● PROBLEM DETAILS
Below is a listing to transcribe in full and exactly; keep the pictures out.

● PROVIDED DATA

"""

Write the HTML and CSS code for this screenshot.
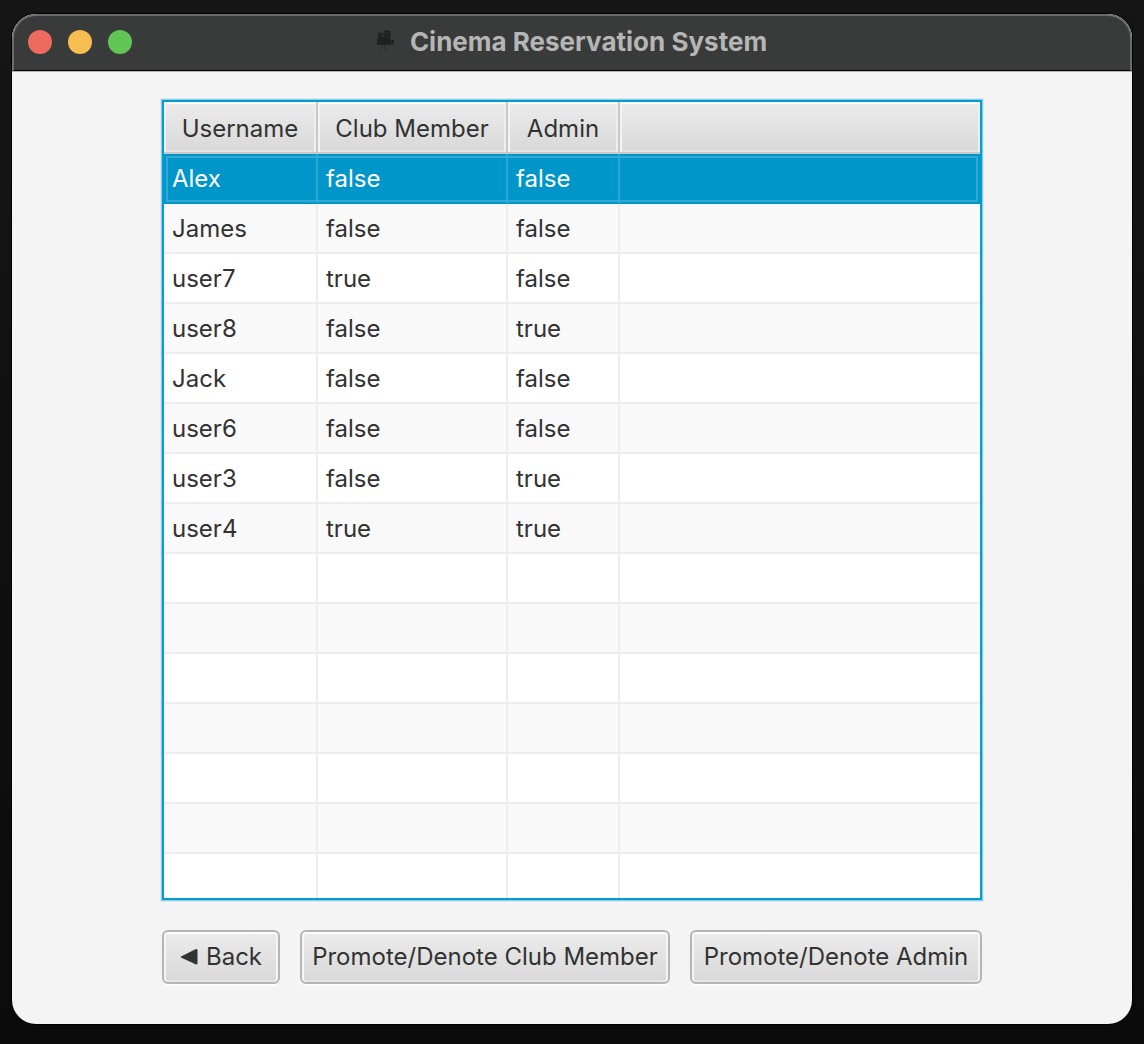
FILE: index.html
```
<!DOCTYPE html>
<html lang="en">
<head>
<meta charset="utf-8">
<title>Cinema Reservation System</title>
<link rel="stylesheet" href="styles.css">
</head>
<body>
<div class="window">
  <header class="titlebar">
    <div class="lights">
      <button class="light close" type="button" aria-label="Close"></button>
      <button class="light minimize" type="button" aria-label="Minimize"></button>
      <button class="light zoom" type="button" aria-label="Zoom"></button>
    </div>
    <h1 class="title">
      <svg class="camera" width="18" height="24" viewBox="0 0 18 24" aria-hidden="true">
        <g fill="#202121">
          <path d="M0 9h14v2l3-2v6l-3-2v2H0z"/>
          <path d="M1 7h12v2H1z"/>
          <circle cx="3" cy="5" r="2.6"/>
          <circle cx="10" cy="4" r="3.8"/>
        </g>
        <g fill="#393b3a">
          <circle cx="2.5" cy="4.5" r=".7"/>
          <circle cx="8.3" cy="3.2" r=".8"/>
          <circle cx="11.6" cy="3.2" r=".8"/>
          <circle cx="10" cy="6" r=".7"/>
        </g>
        <path d="M6 15l-2.500 6M7.500 15l2 6" stroke="#2b2c2c" fill="none"/>
      </svg>
      Cinema Reservation System
    </h1>
  </header>
  <main class="content">
    <div class="table-view">
      <table class="users">
        <colgroup><col class="col-name"><col class="col-club"><col class="col-admin"><col></colgroup>
        <thead><tr><th scope="col">Username</th><th scope="col">Club Member</th><th scope="col">Admin</th><td></td></tr></thead>
        <tbody>
          <tr class="selected"><td>Alex</td><td>false</td><td>false</td><td></td></tr>
          <tr><td>James</td><td>false</td><td>false</td><td></td></tr>
          <tr><td>user7</td><td>true</td><td>false</td><td></td></tr>
          <tr><td>user8</td><td>false</td><td>true</td><td></td></tr>
          <tr><td>Jack</td><td>false</td><td>false</td><td></td></tr>
          <tr><td>user6</td><td>false</td><td>false</td><td></td></tr>
          <tr><td>user3</td><td>false</td><td>true</td><td></td></tr>
          <tr><td>user4</td><td>true</td><td>true</td><td></td></tr>
          <tr><td></td><td></td><td></td><td></td></tr>
          <tr><td></td><td></td><td></td><td></td></tr>
          <tr><td></td><td></td><td></td><td></td></tr>
          <tr><td></td><td></td><td></td><td></td></tr>
          <tr><td></td><td></td><td></td><td></td></tr>
          <tr><td></td><td></td><td></td><td></td></tr>
          <tr><td></td><td></td><td></td><td></td></tr>
        </tbody>
      </table>
    </div>
    <div class="actions">
      <button class="action" type="button"><svg width="18" height="18" viewBox="0 0 18 18" aria-hidden="true"><path d="M1 8.500L16 1q1.500 0 1.500 1v13.500q0 1-1.500 1L1 9.500q-.6-.5 0-1z" fill="#323232"/></svg>Back</button>
      <button class="action" type="button">Promote/Denote Club Member</button>
      <button class="action" type="button">Promote/Denote Admin</button>
    </div>
  </main>
</div>
</body>
</html>
```
FILE: styles.css
```
* {
  box-sizing: border-box;
}

body {
  margin: 0;
  padding: 14px 12px 20px;
  background: linear-gradient(#151515, #0b0b0b);
  color: #323232;
  font-family: Inter, "Liberation Sans", sans-serif;
  font-size: 24px;
  line-height: 32px;
}

.window {
  display: flex;
  flex-direction: column;
  height: calc(100vh - 34px);
  min-height: 400px;
  border-radius: 24px;
  overflow: hidden;
  background: #f4f4f4;
  box-shadow: 0 0 0 1px #000;
}

.titlebar {
  display: grid;
  grid-template-columns: 1fr auto 1fr;
  align-items: center;
  flex: none;
  height: 57px;
  padding: 0 14px 2px;
  border: 2px solid #6b6c6c;
  border-bottom: 1px solid #000;
  border-radius: 24px 24px 0 0;
  background: #393b3a;
  box-shadow: 0 1px #b9b4b6;
}

.lights {
  display: flex;
  gap: 16px;
}

.light {
  width: 24px;
  height: 24px;
  padding: 0;
  border: 0;
  border-radius: 50%;
}

.close {
  background: #ed6a5f;
}

.minimize {
  background: #f6be50;
}

.zoom {
  background: #61c555;
}

.title {
  display: flex;
  align-items: center;
  gap: 15px;
  margin: 0;
  color: #b4b6b5;
  font-size: 26px;
  font-weight: 700;
}

.content {
  display: flex;
  flex-direction: column;
  flex: 1;
  gap: 30px;
  width: 100%;
  max-width: 820px;
  min-height: 0;
  margin: 0 auto;
  padding: 29px 0 40px;
}

.table-view {
  flex: 1;
  min-height: 0;
  overflow: hidden;
  border: 2px solid #039ed3;
  background: #fff;
  box-shadow: 0 0 0 1px #8ccbe3, 0 0 0 2px #dcebf1;
}

.users {
  width: 100%;
  table-layout: fixed;
  border-collapse: separate;
  border-spacing: 0;
}

.col-name {
  width: 154px;
}

.col-club {
  width: 190px;
}

.col-admin {
  width: 112px;
}

.users thead th,
.users thead td {
  height: 52px;
  padding: 4px 0 0;
  border: solid #c8c8c8;
  border-width: 0 2px 2px 0;
  background: linear-gradient(#ececec, #d8d8d8);
  box-shadow: inset 0 2px #fff, inset 2px 0 #f3f3f3, inset -2px 0 #eee, inset 0 -2px #e3e3e3;
  font-weight: 400;
  text-align: center;
}

.users thead td {
  border-right: 0;
}

.users tbody tr {
  position: relative;
}

.users tbody td {
  height: 50px;
  padding: 2px 8px 0;
  border: solid #ededed;
  border-width: 0 2px 2px 0;
}

.users tbody td:last-child {
  border-right: 0;
}

.users tbody tr:nth-child(even) {
  background: #f9f9f9;
}

.users tbody .selected {
  background: #0096c9;
  color: #fff;
}

.users tbody .selected td {
  border-right-color: #2aa5d1;
  border-bottom-color: #0096c9;
}

.selected td:first-child::before {
  content: "";
  position: absolute;
  inset: 2px;
  border: 2px solid #33a9d4;
  pointer-events: none;
}

.actions {
  display: grid;
  grid-template-columns: 118fr 370fr 292fr;
  gap: 20px;
}

.action {
  display: flex;
  align-items: center;
  justify-content: center;
  gap: 8px;
  height: 54px;
  padding: 0;
  border: 2px solid #b5b5b5;
  border-radius: 6px;
  background: linear-gradient(#ececec, #d8d8d8);
  box-shadow: inset 0 2px #fdfdfd, inset 2px 0 #f5f5f5, inset -2px 0 #f5f5f5, inset 0 -2px #e3e3e3, 0 2px #fcfcfc;
  color: inherit;
  font: inherit;
  white-space: nowrap;
}
```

"""

● THE OUTPUT
Write the HTML and CSS code for this screenshot.
FILE: index.html
```
<!DOCTYPE html>
<html lang="en">
<head>
<meta charset="utf-8">
<title>Cinema Reservation System</title>
<link rel="stylesheet" href="styles.css">
</head>
<body>
<div class="window">
  <header class="titlebar">
    <div class="lights">
      <button class="light close" type="button" aria-label="Close"></button>
      <button class="light minimize" type="button" aria-label="Minimize"></button>
      <button class="light zoom" type="button" aria-label="Zoom"></button>
    </div>
    <h1 class="title">
      <svg class="camera" width="18" height="24" viewBox="0 0 18 24" aria-hidden="true">
        <g fill="#202121">
          <path d="M0 9h14v2l3-2v6l-3-2v2H0z"/>
          <path d="M1 7h12v2H1z"/>
          <circle cx="3" cy="5" r="2.6"/>
          <circle cx="10" cy="4" r="3.8"/>
        </g>
        <g fill="#393b3a">
          <circle cx="2.5" cy="4.5" r=".7"/>
          <circle cx="8.3" cy="3.2" r=".8"/>
          <circle cx="11.6" cy="3.2" r=".8"/>
          <circle cx="10" cy="6" r=".7"/>
        </g>
        <path d="M6 15l-2.500 6M7.500 15l2 6" stroke="#2b2c2c" fill="none"/>
      </svg>
      Cinema Reservation System
    </h1>
  </header>
  <main class="content">
    <div class="table-view">
      <table class="users">
        <colgroup><col class="col-name"><col class="col-club"><col class="col-admin"><col></colgroup>
        <thead><tr><th scope="col">Username</th><th scope="col">Club Member</th><th scope="col">Admin</th><td></td></tr></thead>
        <tbody>
          <tr class="selected"><td>Alex</td><td>false</td><td>false</td><td></td></tr>
          <tr><td>James</td><td>false</td><td>false</td><td></td></tr>
          <tr><td>user7</td><td>true</td><td>false</td><td></td></tr>
          <tr><td>user8</td><td>false</td><td>true</td><td></td></tr>
          <tr><td>Jack</td><td>false</td><td>false</td><td></td></tr>
          <tr><td>user6</td><td>false</td><td>false</td><td></td></tr>
          <tr><td>user3</td><td>false</td><td>true</td><td></td></tr>
          <tr><td>user4</td><td>true</td><td>true</td><td></td></tr>
          <tr><td></td><td></td><td></td><td></td></tr>
          <tr><td></td><td></td><td></td><td></td></tr>
          <tr><td></td><td></td><td></td><td></td></tr>
          <tr><td></td><td></td><td></td><td></td></tr>
          <tr><td></td><td></td><td></td><td></td></tr>
          <tr><td></td><td></td><td></td><td></td></tr>
          <tr><td></td><td></td><td></td><td></td></tr>
        </tbody>
      </table>
    </div>
    <div class="actions">
      <button class="action" type="button"><svg width="18" height="18" viewBox="0 0 18 18" aria-hidden="true"><path d="M1 8.500L16 1q1.500 0 1.500 1v13.500q0 1-1.500 1L1 9.500q-.6-.5 0-1z" fill="#323232"/></svg>Back</button>
      <button class="action" type="button">Promote/Denote Club Member</button>
      <button class="action" type="button">Promote/Denote Admin</button>
    </div>
  </main>
</div>
</body>
</html>
```
FILE: styles.css
```
* {
  box-sizing: border-box;
}

body {
  margin: 0;
  padding: 14px 12px 20px;
  background: linear-gradient(#151515, #0b0b0b);
  color: #323232;
  font-family: Inter, "Liberation Sans", sans-serif;
  font-size: 24px;
  line-height: 32px;
}

.window {
  display: flex;
  flex-direction: column;
  height: calc(100vh - 34px);
  min-height: 400px;
  border-radius: 24px;
  overflow: hidden;
  background: #f4f4f4;
  box-shadow: 0 0 0 1px #000;
}

.titlebar {
  display: grid;
  grid-template-columns: 1fr auto 1fr;
  align-items: center;
  flex: none;
  height: 57px;
  padding: 0 14px 2px;
  border: 2px solid #6b6c6c;
  border-bottom: 1px solid #000;
  border-radius: 24px 24px 0 0;
  background: #393b3a;
  box-shadow: 0 1px #b9b4b6;
}

.lights {
  display: flex;
  gap: 16px;
}

.light {
  width: 24px;
  height: 24px;
  padding: 0;
  border: 0;
  border-radius: 50%;
}

.close {
  background: #ed6a5f;
}

.minimize {
  background: #f6be50;
}

.zoom {
  background: #61c555;
}

.title {
  display: flex;
  align-items: center;
  gap: 15px;
  margin: 0;
  color: #b4b6b5;
  font-size: 26px;
  font-weight: 700;
}

.content {
  display: flex;
  flex-direction: column;
  flex: 1;
  gap: 30px;
  width: 100%;
  max-width: 820px;
  min-height: 0;
  margin: 0 auto;
  padding: 29px 0 40px;
}

.table-view {
  flex: 1;
  min-height: 0;
  overflow: hidden;
  border: 2px solid #039ed3;
  background: #fff;
  box-shadow: 0 0 0 1px #8ccbe3, 0 0 0 2px #dcebf1;
}

.users {
  width: 100%;
  table-layout: fixed;
  border-collapse: separate;
  border-spacing: 0;
}

.col-name {
  width: 154px;
}

.col-club {
  width: 190px;
}

.col-admin {
  width: 112px;
}

.users thead th,
.users thead td {
  height: 52px;
  padding: 4px 0 0;
  border: solid #c8c8c8;
  border-width: 0 2px 2px 0;
  background: linear-gradient(#ececec, #d8d8d8);
  box-shadow: inset 0 2px #fff, inset 2px 0 #f3f3f3, inset -2px 0 #eee, inset 0 -2px #e3e3e3;
  font-weight: 400;
  text-align: center;
}

.users thead td {
  border-right: 0;
}

.users tbody tr {
  position: relative;
}

.users tbody td {
  height: 50px;
  padding: 2px 8px 0;
  border: solid #ededed;
  border-width: 0 2px 2px 0;
}

.users tbody td:last-child {
  border-right: 0;
}

.users tbody tr:nth-child(even) {
  background: #f9f9f9;
}

.users tbody .selected {
  background: #0096c9;
  color: #fff;
}

.users tbody .selected td {
  border-right-color: #2aa5d1;
  border-bottom-color: #0096c9;
}

.selected td:first-child::before {
  content: "";
  position: absolute;
  inset: 2px;
  border: 2px solid #33a9d4;
  pointer-events: none;
}

.actions {
  display: grid;
  grid-template-columns: 118fr 370fr 292fr;
  gap: 20px;
}

.action {
  display: flex;
  align-items: center;
  justify-content: center;
  gap: 8px;
  height: 54px;
  padding: 0;
  border: 2px solid #b5b5b5;
  border-radius: 6px;
  background: linear-gradient(#ececec, #d8d8d8);
  box-shadow: inset 0 2px #fdfdfd, inset 2px 0 #f5f5f5, inset -2px 0 #f5f5f5, inset 0 -2px #e3e3e3, 0 2px #fcfcfc;
  color: inherit;
  font: inherit;
  white-space: nowrap;
}
```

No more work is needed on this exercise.